By Jonathan Saul
LONDON (Reuters) -Key arrangements including procedures for ships still need to be worked out before empty vessels can come in and pick up cargoes from Ukraine using the new grains corridor, a senior London marine insurance market official said on Monday.
Turkey and the United Nations brokered a grain-and-fertiliser export agreement between Russia and Ukraine last month – a rare diplomatic breakthrough in a conflict that is grinding on with no resolution in sight.
“The standard operating procedures for vessels still need to be worked out and there are issues about crewing that still need to be resolved,” Neil Roberts, head of marine and aviation with the Lloyd’s Market Association, told Reuters.
“There is some way to go,” said Roberts, whose association represents the interests of all underwriting businesses in the Lloyd’s of London insurance market.
Shipping companies and the insurers that cover vessels need to be assured that the journey is secure with no threat of mines or attacks to both the ships and their crews. These are typically covered in accepted maritime practices known as standard operating procedures.
The standard operating procedures will be finalised shortly and will then be made public, U.N. spokesman Stephane Dujarric said on Monday.
Turkish, Russian and Ukrainian military officials, working with a U.N. team, have set up a Joint Coordination Centre (JCC) in Istanbul to enable food and fertiliser to be transported by merchant ships from Odesa, Chornomorsk and Yuzhny – three key Black Sea Ukrainian ports.
Ships going in to collect a cargo will need to be inspected by the JCC at a Turkish port, unlike vessels already in Ukrainian ports that are waiting to leave.
“The new ships present a different set of logistical challenges and this will take some days. This is something the JCC Istanbul is still wrestling with,” Roberts said.
“There needs to be patience to await developments as this is still a live conflict.”
The Sierra Leone-flagged ship Razoni carrying grain left the Ukrainian port of Odesa for Lebanon earlier on Monday under a safe passage agreement – the first departure since the Russian invasion blocked shipping through the Black Sea five months ago. The vessel had been inside Ukraine for some months.

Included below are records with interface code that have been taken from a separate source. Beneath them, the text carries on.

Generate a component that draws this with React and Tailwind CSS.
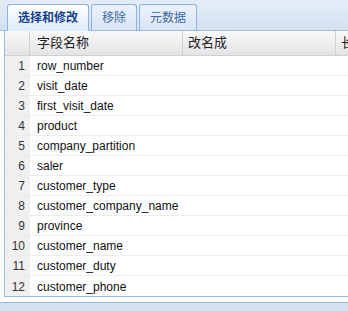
import React from 'react';

const fields = [
  'row_number',
  'visit_date',
  'first_visit_date',
  'product',
  'company_partition',
  'saler',
  'customer_type',
  'customer_company_name',
  'province',
  'customer_name',
  'customer_duty',
  'customer_phone',
];

const tabs = [
  { label: '选择和修改', active: true },
  { label: '移除' },
  { label: '元数据' },
];

const App = () => {
  return (
    <div
      className="w-[348px] h-[311px] overflow-hidden bg-white flex flex-col"
      style={{ fontFamily: '"Liberation Sans", "Noto Sans CJK SC", sans-serif' }}
    >
      {/* TAB STRIP */}
      <div className="h-[31px] shrink-0 flex items-end pl-[7px] gap-[2px] bg-gradient-to-b from-[#e4ecf7] to-[#d3e1f1] border-b border-[#99bbe8]">
        {tabs.map((t) => (
          <div
            key={t.label}
            className={`h-[27px] -mb-px px-[10px] flex items-center rounded-t-[3px] border border-[#8db2e3] text-[12px] ${
              t.active
                ? 'bg-gradient-to-b from-[#ffffff] to-[#deecfd] border-b-[#deecfd] font-bold text-[#15428b]'
                : 'bg-gradient-to-b from-[#ecf2fb] to-[#d8e5f5] text-[#416aa3] border-b-[#99bbe8]'
            }`}
          >
            {t.label}
          </div>
        ))}
      </div>

      {/* GRID */}
      <div className="ml-[4px] w-[400px] border-l border-b border-[#99bbe8] shrink-0">
        <div className="flex h-[25px] bg-gradient-to-b from-[#f9f9f9] to-[#e3e4e6] border-b border-[#d0d0d0] text-[13px] text-[#222]">
          <div className="w-[25px] border-r border-[#d0d0d0]" />
          <div className="w-[153px] border-r border-[#d0d0d0] pl-[7px] flex items-center">字段名称</div>
          <div className="w-[153px] border-r border-[#d0d0d0] pl-[5px] flex items-center">改名成</div>
          <div className="flex-1 pl-[5px] flex items-center">长度</div>
        </div>
        {fields.map((f, i) => (
          <div key={f} className="flex h-[20px] border-b border-[#ededed] last:border-b-0 text-[12px] text-[#111]">
            <div className="w-[25px] bg-[#f0f0f0] pr-[5px] pt-px flex items-center justify-end text-[#333]">{i + 1}</div>
            <div className="w-[153px] pl-[7px] pt-px flex items-center">{f}</div>
            <div className="w-[153px]" />
            <div className="flex-1" />
          </div>
        ))}
      </div>

      <div className="h-[5px] shrink-0" />
      <div className="flex-1 bg-[#d3e1f1] border-t border-[#99bbe8]" />
    </div>
  );
};

export default App;
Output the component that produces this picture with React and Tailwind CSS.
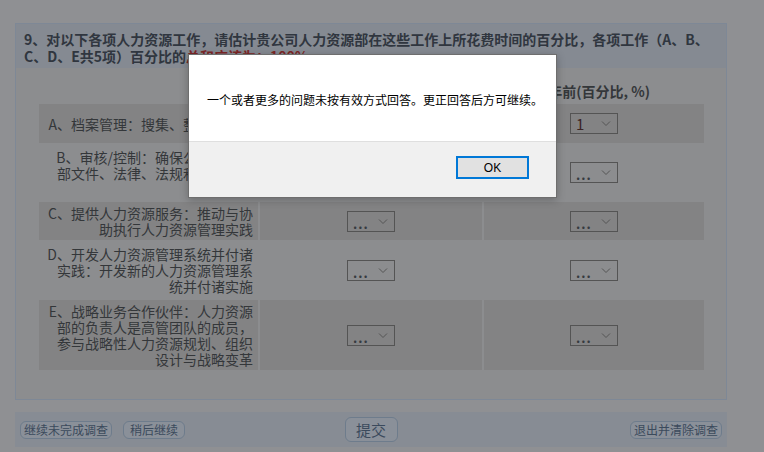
import React from "react";

const font = { fontFamily: '"Noto Sans CJK SC", "Liberation Sans", sans-serif' };

function Sel({ value = "...", red = false }) {
  return (
    <div className="relative w-[48px] h-[21px] border border-[#545454] flex items-end">
      <span
        className={
          red
            ? "pl-[5px] pb-[1px] text-[15px] leading-[17px] text-[#3b2424]"
            : "pl-[5px] pb-[0px] text-[13px] leading-[14px] text-[#353a40] font-bold tracking-[1px]"
        }
      >
        {value}
      </span>
      <svg className="absolute right-[6px] top-[6px]" width="10" height="7" viewBox="0 0 10 7">
        <path d="M1 1.5 L5 5.5 L9 1.5" fill="none" stroke="#555" strokeWidth="1" />
      </svg>
    </div>
  );
}

function Row({ h, shaded, lines, a = false }) {
  const bg = shaded ? "bg-[#838384]" : "bg-transparent";
  return (
    <div className={`grid grid-cols-[219px_222px_220px] gap-x-[2px] ${h}`}>
      <div className={`${bg} flex items-center justify-end pr-[5px]`}>
        <div className="text-right text-[14px] leading-[16px] text-[#34373a]">
          {lines.map((l, i) => (
            <div key={i} className="whitespace-nowrap">{l}</div>
          ))}
        </div>
      </div>
      <div className={`${bg} flex items-center justify-center`}>
        <Sel />
      </div>
      <div className={`${bg} flex items-center justify-center`}>
        {a ? <Sel value="1" red /> : <Sel />}
      </div>
    </div>
  );
}

function Btn({ children, w }) {
  return (
    <div
      className={`${w} h-[18px] rounded-[6px] border border-[#6e7c8c] bg-[#8a9099] flex items-center justify-center text-[12px] leading-[12px] text-[#3b4a5c]`}
    >
      {children}
    </div>
  );
}

export default function App() {
  return (
    <div className="relative w-[764px] h-[452px] overflow-hidden bg-[#8f9093]" style={font}>
      <div className="pt-[23px] pl-[15px]">
        <div className="w-[712px] h-[377px] border border-[#7e8896] bg-[#8c8d8f] flex flex-col">
          <div className="h-[44px] bg-[#858a92] px-[8px] pt-[7px] text-[14px] leading-[17px] font-bold text-[#30363f]">
            <div className="whitespace-nowrap">
              9、对以下各项人力资源工作，请估计贵公司人力资源部在这些工作上所花费时间的百分比，各项工作（A、B、
            </div>
            <div className="whitespace-nowrap">
              C、D、E共5项）百分比的<span className="text-[#7d2626]">总和应该为：100%</span>
            </div>
          </div>
          <div className="pl-[23px] pt-[15px]">
            <div className="grid grid-cols-[219px_222px_220px] gap-x-[2px] h-[21px] text-[14px] leading-[16px] font-bold text-[#34373a]">
              <div></div>
              <div className="text-center whitespace-nowrap">目前(百分比, %)</div>
              <div className="text-center whitespace-nowrap pl-[2px]">3年前(百分比, %)</div>
            </div>
            <Row h="h-[39px]" shaded a lines={["A、档案管理：搜集、整理及存档"]} />
            <Row
              h="h-[59px]"
              lines={["B、审核/控制：确保公司遵守内", "部文件、法律、法规和制度要求", "等规定"]}
            />
            <Row h="h-[38px]" shaded lines={["C、提供人力资源服务：推动与协", "助执行人力资源管理实践"]} />
            <Row
              h="h-[60px]"
              lines={["D、开发人力资源管理系统并付诸", "实践：开发新的人力资源管理系", "统并付诸实施"]}
            />
            <Row
              h="h-[70px]"
              shaded
              lines={[
                "E、战略业务合作伙伴：人力资源",
                "部的负责人是高管团队的成员，",
                "参与战略性人力资源规划、组织",
                "设计与战略变革",
              ]}
            />
          </div>
        </div>
        <div className="mt-[12px] w-[712px] h-[35px] bg-[#878c94] flex items-center px-[5px]">
          <div className="flex-1 flex items-center gap-[11px]">
            <Btn w="w-[92px]">继续未完成调查</Btn>
            <Btn w="w-[62px]">稍后继续</Btn>
          </div>
          <div className="w-[53px] h-[25px] rounded-[6px] border border-[#6e7c8c] bg-[#8a9099] flex items-center justify-center text-[15px] leading-[15px] text-[#3b4a5c] mt-[-1px]">
            提交
          </div>
          <div className="flex-1 flex items-center justify-end">
            <Btn w="w-[92px]">退出并清除调查</Btn>
          </div>
        </div>
      </div>

      <div className="absolute left-[188px] top-[54px] w-[369px] h-[144px] border border-[#6e6e6e] bg-white flex flex-col shadow-[0_2px_8px_rgba(0,0,0,0.25)]">
        <div className="h-[86px] flex items-center pl-[18px] pt-[3px] text-[12px] text-black whitespace-nowrap">
          一个或者更多的问题未按有效方式回答。更正回答后方可继续。
        </div>
        <div className="flex-1 bg-[#f0f0f0] border-t border-[#dfdfdf] flex items-start justify-end pr-[27px] pt-[14px]">
          <div className="w-[73px] h-[23px] border-2 border-[#0078d7] bg-[#e1e1e1] flex items-center justify-center text-[12px] text-black" style={{ fontFamily: '"Liberation Sans", sans-serif' }}>
            OK
          </div>
        </div>
      </div>
    </div>
  );
}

“It remains a case of steady but cautious progress,” Roberts said of the Razoni departure.
Roberts said the Lloyd’s market’s Joint War Committee, whose guidance on high risk areas is closely watched and influences underwriters’ considerations over insurance premiums, met earlier on Monday to share information on the situation, adding that the market awaited more details on the procedures for inbound vessels to Ukraine.
Around 80 ships remain stuck in Ukraine and the evacuation of most of their crew members means more mariners are needed in the region to get the cargoes moving.
Roberts said those vessels had cover unless it had expired and needs to be renegotiated.
London’s insurance market has placed the entire region on a high-risk list, meaning soaring costs for shipments.
“The safety of seafarers and port workers must remain the priority,” said Chris Oliver, with the International Chamber of Shipping association.
“Much work still remains to ensure that we can safely export the roughly 5 million tonnes of grain per month proposed by the UN. This will be a challenge, but our industry is resilient and is used to keeping trade flowing no matter what.”
Highlighting the broader risks ahead, late on Sunday, just hours before the ship sailed, Romania’s military carried out a controlled explosion of a naval mine that had drifted close to the country’s Black Sea shore, the defence ministry said.
Romania’s defence ministry said the mine it detonated on Sunday, the second handled by the Romanian military since March, was drifting some two nautical miles off the Romanian shore.